- _INFORMATION SUPPLIED_
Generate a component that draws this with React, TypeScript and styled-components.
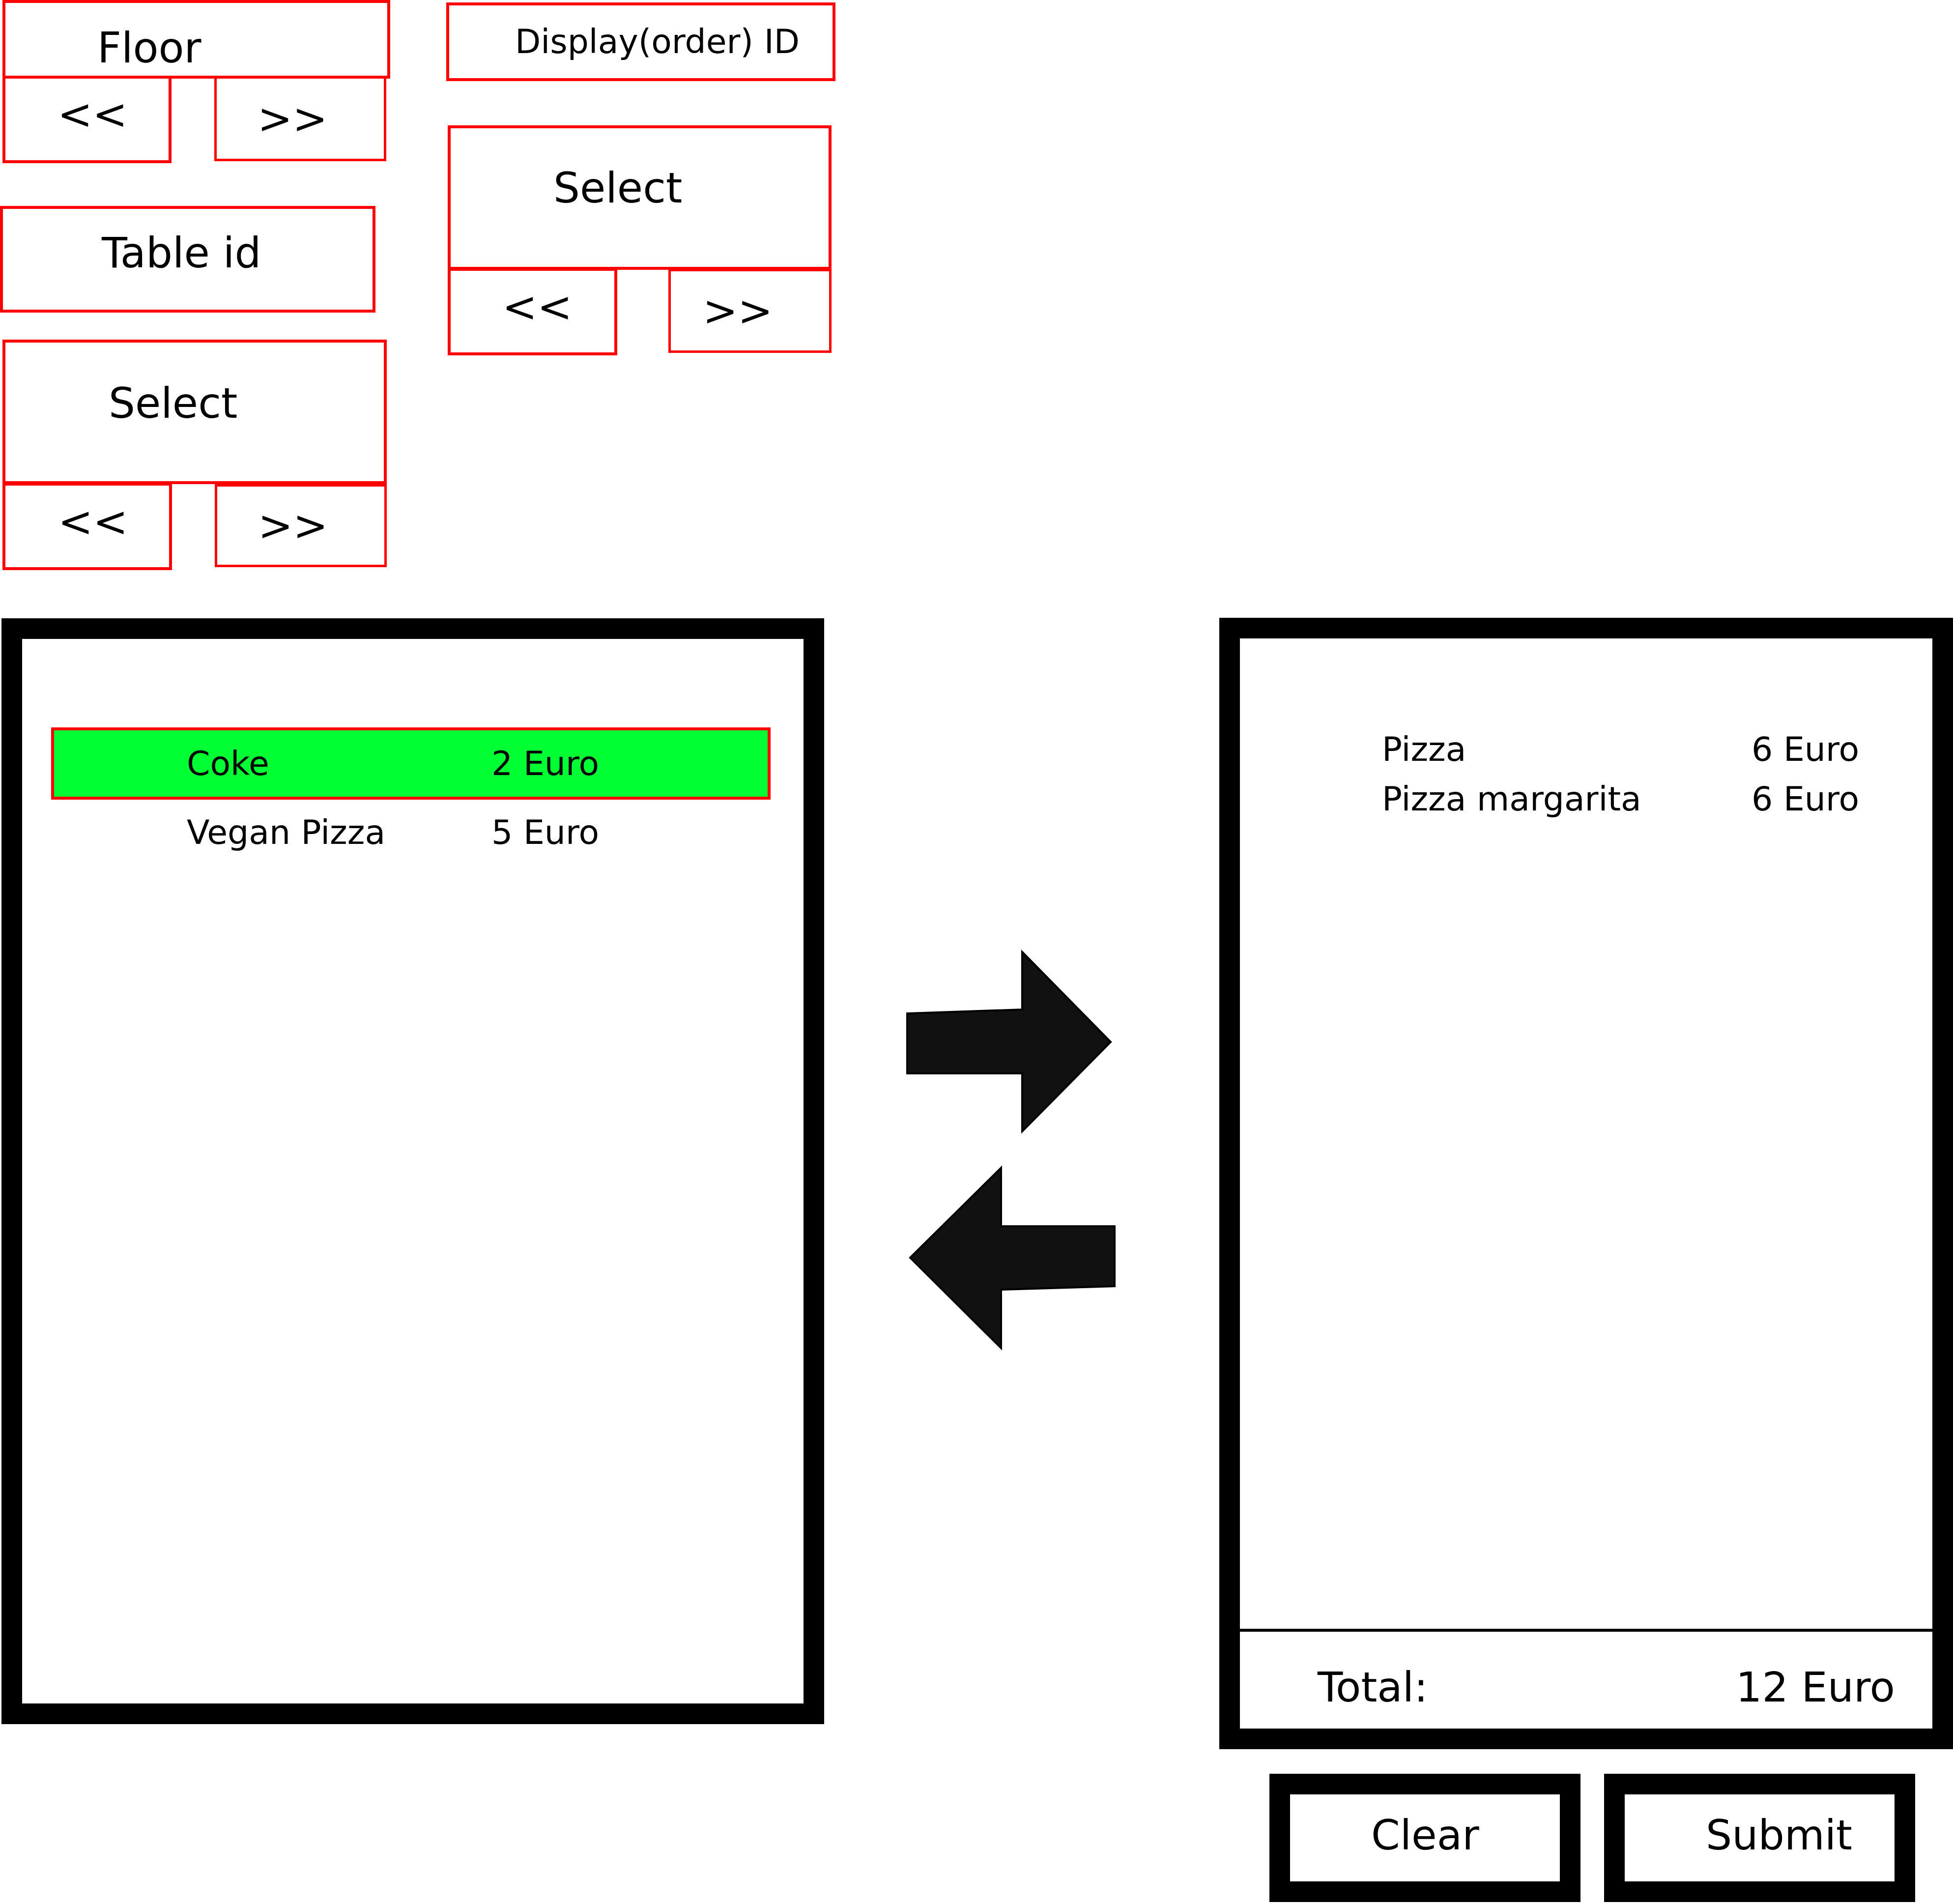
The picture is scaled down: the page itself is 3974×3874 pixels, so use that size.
import React from 'react';
import styled, { createGlobalStyle } from 'styled-components';

const GlobalStyle = createGlobalStyle`
  html, body {
    margin: 0;
    padding: 0;
    background: #ffffff;
    overflow: hidden;
  }
  body {
    font-family: "DejaVu Sans", "Liberation Sans", sans-serif;
    color: #000000;
  }
  * {
    box-sizing: border-box;
  }
`;

const Page = styled.div`
  width: 3974px;
  height: 3874px;
  display: flex;
  flex-direction: column;
`;

// top area: floor / table / display pickers
const Header = styled.div`
  display: flex;
  align-items: flex-start;
  gap: 114px;
`;

const ControlColumn = styled.div<{ $w: number }>`
  display: flex;
  flex-direction: column;
  align-items: flex-start;
  width: ${(p) => p.$w}px;
  flex-shrink: 0;
`;

type BoxProps = {
  $w: number;
  $h: number;
  $pt: number;
  $pl: number;
  $bw?: number;
  $mt?: number;
  $ml?: number;
  $fs?: number;
};

const LabelBox = styled.div<BoxProps>`
  width: ${(p) => p.$w}px;
  height: ${(p) => p.$h}px;
  margin: ${(p) => p.$mt ?? 0}px 0 0 ${(p) => p.$ml ?? 0}px;
  border: ${(p) => p.$bw ?? 6}px solid #ff0000;
  padding: ${(p) => p.$pt}px 0 0 ${(p) => p.$pl}px;
  font-size: ${(p) => p.$fs ?? 85}px;
  line-height: 1;
  white-space: nowrap;
  flex-shrink: 0;
`;

const NavRow = styled.div<{ $mt: number; $ml?: number }>`
  display: flex;
  align-items: flex-start;
  margin: ${(p) => p.$mt}px 0 0 ${(p) => p.$ml ?? 0}px;
`;

const NavButton = styled(LabelBox)`
  font-size: 85px;
`;

// bottom area: menu, transfer arrows, order
const Workspace = styled.div`
  display: flex;
  align-items: flex-start;
  margin-top: 98px;
`;

const MenuPanel = styled.div`
  margin-left: 3px;
  width: 1674px;
  height: 2250px;
  border: 42px solid #000000;
  padding: 180px 0 0 59px;
  display: flex;
  flex-direction: column;
  align-items: flex-start;
  flex-shrink: 0;
`;

const ItemRow = styled.div<{ $selected?: boolean }>`
  display: grid;
  grid-template-columns: 620px auto;
  width: 1464px;
  height: ${(p) => (p.$selected ? '147px' : 'auto')};
  border: 6px solid ${(p) => (p.$selected ? '#ff0000' : 'transparent')};
  background: ${(p) => (p.$selected ? '#00ff33' : 'transparent')};
  margin-top: ${(p) => (p.$selected ? 0 : -6)}px;
  padding: ${(p) => (p.$selected ? 34 : 33)}px 0 0 270px;
  font-size: 68px;
  line-height: 1;
  white-space: nowrap;
`;

const ArrowArea = styled.div`
  width: 804px;
  padding: 670px 0 0 163px;
  flex-shrink: 0;
`;

const OrderColumn = styled.div`
  display: flex;
  flex-direction: column;
  margin-top: -1px;
  flex-shrink: 0;
`;

const OrderPanel = styled.div`
  width: 1493px;
  height: 2302px;
  border: 42px solid #000000;
  display: flex;
  flex-direction: column;
`;

const OrderList = styled.div`
  flex: 1;
  padding: 175px 0 0 289px;
`;

const OrderLine = styled.div`
  display: grid;
  grid-template-columns: 752px auto;
  font-size: 68px;
  line-height: 101px;
  white-space: nowrap;
`;

const TotalBar = styled.div`
  height: 203px;
  border-top: 6px solid #000000;
  display: flex;
  justify-content: space-between;
  align-items: flex-start;
  padding: 71px 76px 0 158px;
  font-size: 84px;
  line-height: 1;
  white-space: nowrap;
`;

const ActionRow = styled.div`
  display: flex;
  gap: 48px;
  margin: 50px 0 0 102px;
`;

const ActionButton = styled.div`
  width: 633px;
  height: 261px;
  border: 42px solid #000000;
  padding: 41px 0 0 165px;
  font-size: 84px;
  line-height: 1;
  white-space: nowrap;
`;

const TransferArrows = () => (
  <svg width="435" height="824" viewBox="0 0 435 824">
    <polygon
      points="6,134 240,126 240,9 420,192 240,374 240,256 6,256"
      fill="#111111"
      stroke="#000000"
      strokeWidth="4"
    />
    <polygon
      points="12,631 197,448 197,567 428,567 428,689 197,696 197,815"
      fill="#111111"
      stroke="#000000"
      strokeWidth="4"
    />
  </svg>
);

const menu = [
  { name: 'Coke', price: '2 Euro', selected: true },
  { name: 'Vegan Pizza', price: '5 Euro', selected: false },
];

const order = [
  { name: 'Pizza', price: '6 Euro' },
  { name: 'Pizza margarita', price: '6 Euro' },
];

export default function App() {
  return (
    <>
      <GlobalStyle />
      <Page>
        <Header>
          <ControlColumn $w={794}>
            <LabelBox $w={789} $h={160} $ml={5} $pt={49} $pl={187}>
              Floor
            </LabelBox>
            <NavRow $mt={-6} $ml={5}>
              <NavButton $w={344} $h={178} $pt={30} $pl={106}>
                &lt;&lt;
              </NavButton>
              <NavButton $w={350} $h={173} $bw={5} $ml={87} $mt={1} $pt={39} $pl={83}>
                &gt;&gt;
              </NavButton>
            </NavRow>
            <LabelBox $w={764} $h={217} $mt={87} $pt={47} $pl={201}>
              Table id
            </LabelBox>
            <LabelBox $w={782} $h={294} $mt={55} $ml={5} $pt={81} $pl={210}>
              Select
            </LabelBox>
            <NavRow $mt={-3} $ml={5}>
              <NavButton $w={345} $h={178} $pt={31} $pl={107}>
                &lt;&lt;
              </NavButton>
              <NavButton $w={350} $h={169} $bw={5} $ml={87} $mt={3} $pt={37} $pl={83}>
                &gt;&gt;
              </NavButton>
            </NavRow>
          </ControlColumn>

          <ControlColumn $w={792}>
            <LabelBox $w={792} $h={160} $mt={5} $pt={40} $pl={134} $fs={68}>
              Display(order) ID
            </LabelBox>
            <LabelBox $w={781} $h={294} $mt={90} $ml={3} $pt={79} $pl={209}>
              Select
            </LabelBox>
            <NavRow $mt={-4} $ml={3}>
              <NavButton $w={345} $h={178} $pt={31} $pl={105}>
                &lt;&lt;
              </NavButton>
              <NavButton $w={332} $h={171} $bw={5} $ml={104} $mt={2} $pt={38} $pl={65}>
                &gt;&gt;
              </NavButton>
            </NavRow>
          </ControlColumn>
        </Header>

        <Workspace>
          <MenuPanel>
            {menu.map((item) => (
              <ItemRow key={item.name} $selected={item.selected}>
                <span>{item.name}</span>
                <span>{item.price}</span>
              </ItemRow>
            ))}
          </MenuPanel>

          <ArrowArea>
            <TransferArrows />
          </ArrowArea>

          <OrderColumn>
            <OrderPanel>
              <OrderList>
                {order.map((line) => (
                  <OrderLine key={line.name}>
                    <span>{line.name}</span>
                    <span>{line.price}</span>
                  </OrderLine>
                ))}
              </OrderList>
              <TotalBar>
                <span>Total:</span>
                <span>12 Euro</span>
              </TotalBar>
            </OrderPanel>
            <ActionRow>
              <ActionButton>Clear</ActionButton>
              <ActionButton>Submit</ActionButton>
            </ActionRow>
          </OrderColumn>
        </Workspace>
      </Page>
    </>
  );
}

- _GOAL OF THE EXERCISE_
Quote the full listing above word for word; exclude every picture from the copy.

- _COMPLETE RESPONSE_
Generate a component that draws this with React, TypeScript and styled-components.
The picture is scaled down: the page itself is 3974×3874 pixels, so use that size.
import React from 'react';
import styled, { createGlobalStyle } from 'styled-components';

const GlobalStyle = createGlobalStyle`
  html, body {
    margin: 0;
    padding: 0;
    background: #ffffff;
    overflow: hidden;
  }
  body {
    font-family: "DejaVu Sans", "Liberation Sans", sans-serif;
    color: #000000;
  }
  * {
    box-sizing: border-box;
  }
`;

const Page = styled.div`
  width: 3974px;
  height: 3874px;
  display: flex;
  flex-direction: column;
`;

// top area: floor / table / display pickers
const Header = styled.div`
  display: flex;
  align-items: flex-start;
  gap: 114px;
`;

const ControlColumn = styled.div<{ $w: number }>`
  display: flex;
  flex-direction: column;
  align-items: flex-start;
  width: ${(p) => p.$w}px;
  flex-shrink: 0;
`;

type BoxProps = {
  $w: number;
  $h: number;
  $pt: number;
  $pl: number;
  $bw?: number;
  $mt?: number;
  $ml?: number;
  $fs?: number;
};

const LabelBox = styled.div<BoxProps>`
  width: ${(p) => p.$w}px;
  height: ${(p) => p.$h}px;
  margin: ${(p) => p.$mt ?? 0}px 0 0 ${(p) => p.$ml ?? 0}px;
  border: ${(p) => p.$bw ?? 6}px solid #ff0000;
  padding: ${(p) => p.$pt}px 0 0 ${(p) => p.$pl}px;
  font-size: ${(p) => p.$fs ?? 85}px;
  line-height: 1;
  white-space: nowrap;
  flex-shrink: 0;
`;

const NavRow = styled.div<{ $mt: number; $ml?: number }>`
  display: flex;
  align-items: flex-start;
  margin: ${(p) => p.$mt}px 0 0 ${(p) => p.$ml ?? 0}px;
`;

const NavButton = styled(LabelBox)`
  font-size: 85px;
`;

// bottom area: menu, transfer arrows, order
const Workspace = styled.div`
  display: flex;
  align-items: flex-start;
  margin-top: 98px;
`;

const MenuPanel = styled.div`
  margin-left: 3px;
  width: 1674px;
  height: 2250px;
  border: 42px solid #000000;
  padding: 180px 0 0 59px;
  display: flex;
  flex-direction: column;
  align-items: flex-start;
  flex-shrink: 0;
`;

const ItemRow = styled.div<{ $selected?: boolean }>`
  display: grid;
  grid-template-columns: 620px auto;
  width: 1464px;
  height: ${(p) => (p.$selected ? '147px' : 'auto')};
  border: 6px solid ${(p) => (p.$selected ? '#ff0000' : 'transparent')};
  background: ${(p) => (p.$selected ? '#00ff33' : 'transparent')};
  margin-top: ${(p) => (p.$selected ? 0 : -6)}px;
  padding: ${(p) => (p.$selected ? 34 : 33)}px 0 0 270px;
  font-size: 68px;
  line-height: 1;
  white-space: nowrap;
`;

const ArrowArea = styled.div`
  width: 804px;
  padding: 670px 0 0 163px;
  flex-shrink: 0;
`;

const OrderColumn = styled.div`
  display: flex;
  flex-direction: column;
  margin-top: -1px;
  flex-shrink: 0;
`;

const OrderPanel = styled.div`
  width: 1493px;
  height: 2302px;
  border: 42px solid #000000;
  display: flex;
  flex-direction: column;
`;

const OrderList = styled.div`
  flex: 1;
  padding: 175px 0 0 289px;
`;

const OrderLine = styled.div`
  display: grid;
  grid-template-columns: 752px auto;
  font-size: 68px;
  line-height: 101px;
  white-space: nowrap;
`;

const TotalBar = styled.div`
  height: 203px;
  border-top: 6px solid #000000;
  display: flex;
  justify-content: space-between;
  align-items: flex-start;
  padding: 71px 76px 0 158px;
  font-size: 84px;
  line-height: 1;
  white-space: nowrap;
`;

const ActionRow = styled.div`
  display: flex;
  gap: 48px;
  margin: 50px 0 0 102px;
`;

const ActionButton = styled.div`
  width: 633px;
  height: 261px;
  border: 42px solid #000000;
  padding: 41px 0 0 165px;
  font-size: 84px;
  line-height: 1;
  white-space: nowrap;
`;

const TransferArrows = () => (
  <svg width="435" height="824" viewBox="0 0 435 824">
    <polygon
      points="6,134 240,126 240,9 420,192 240,374 240,256 6,256"
      fill="#111111"
      stroke="#000000"
      strokeWidth="4"
    />
    <polygon
      points="12,631 197,448 197,567 428,567 428,689 197,696 197,815"
      fill="#111111"
      stroke="#000000"
      strokeWidth="4"
    />
  </svg>
);

const menu = [
  { name: 'Coke', price: '2 Euro', selected: true },
  { name: 'Vegan Pizza', price: '5 Euro', selected: false },
];

const order = [
  { name: 'Pizza', price: '6 Euro' },
  { name: 'Pizza margarita', price: '6 Euro' },
];

export default function App() {
  return (
    <>
      <GlobalStyle />
      <Page>
        <Header>
          <ControlColumn $w={794}>
            <LabelBox $w={789} $h={160} $ml={5} $pt={49} $pl={187}>
              Floor
            </LabelBox>
            <NavRow $mt={-6} $ml={5}>
              <NavButton $w={344} $h={178} $pt={30} $pl={106}>
                &lt;&lt;
              </NavButton>
              <NavButton $w={350} $h={173} $bw={5} $ml={87} $mt={1} $pt={39} $pl={83}>
                &gt;&gt;
              </NavButton>
            </NavRow>
            <LabelBox $w={764} $h={217} $mt={87} $pt={47} $pl={201}>
              Table id
            </LabelBox>
            <LabelBox $w={782} $h={294} $mt={55} $ml={5} $pt={81} $pl={210}>
              Select
            </LabelBox>
            <NavRow $mt={-3} $ml={5}>
              <NavButton $w={345} $h={178} $pt={31} $pl={107}>
                &lt;&lt;
              </NavButton>
              <NavButton $w={350} $h={169} $bw={5} $ml={87} $mt={3} $pt={37} $pl={83}>
                &gt;&gt;
              </NavButton>
            </NavRow>
          </ControlColumn>

          <ControlColumn $w={792}>
            <LabelBox $w={792} $h={160} $mt={5} $pt={40} $pl={134} $fs={68}>
              Display(order) ID
            </LabelBox>
            <LabelBox $w={781} $h={294} $mt={90} $ml={3} $pt={79} $pl={209}>
              Select
            </LabelBox>
            <NavRow $mt={-4} $ml={3}>
              <NavButton $w={345} $h={178} $pt={31} $pl={105}>
                &lt;&lt;
              </NavButton>
              <NavButton $w={332} $h={171} $bw={5} $ml={104} $mt={2} $pt={38} $pl={65}>
                &gt;&gt;
              </NavButton>
            </NavRow>
          </ControlColumn>
        </Header>

        <Workspace>
          <MenuPanel>
            {menu.map((item) => (
              <ItemRow key={item.name} $selected={item.selected}>
                <span>{item.name}</span>
                <span>{item.price}</span>
              </ItemRow>
            ))}
          </MenuPanel>

          <ArrowArea>
            <TransferArrows />
          </ArrowArea>

          <OrderColumn>
            <OrderPanel>
              <OrderList>
                {order.map((line) => (
                  <OrderLine key={line.name}>
                    <span>{line.name}</span>
                    <span>{line.price}</span>
                  </OrderLine>
                ))}
              </OrderList>
              <TotalBar>
                <span>Total:</span>
                <span>12 Euro</span>
              </TotalBar>
            </OrderPanel>
            <ActionRow>
              <ActionButton>Clear</ActionButton>
              <ActionButton>Submit</ActionButton>
            </ActionRow>
          </OrderColumn>
        </Workspace>
      </Page>
    </>
  );
}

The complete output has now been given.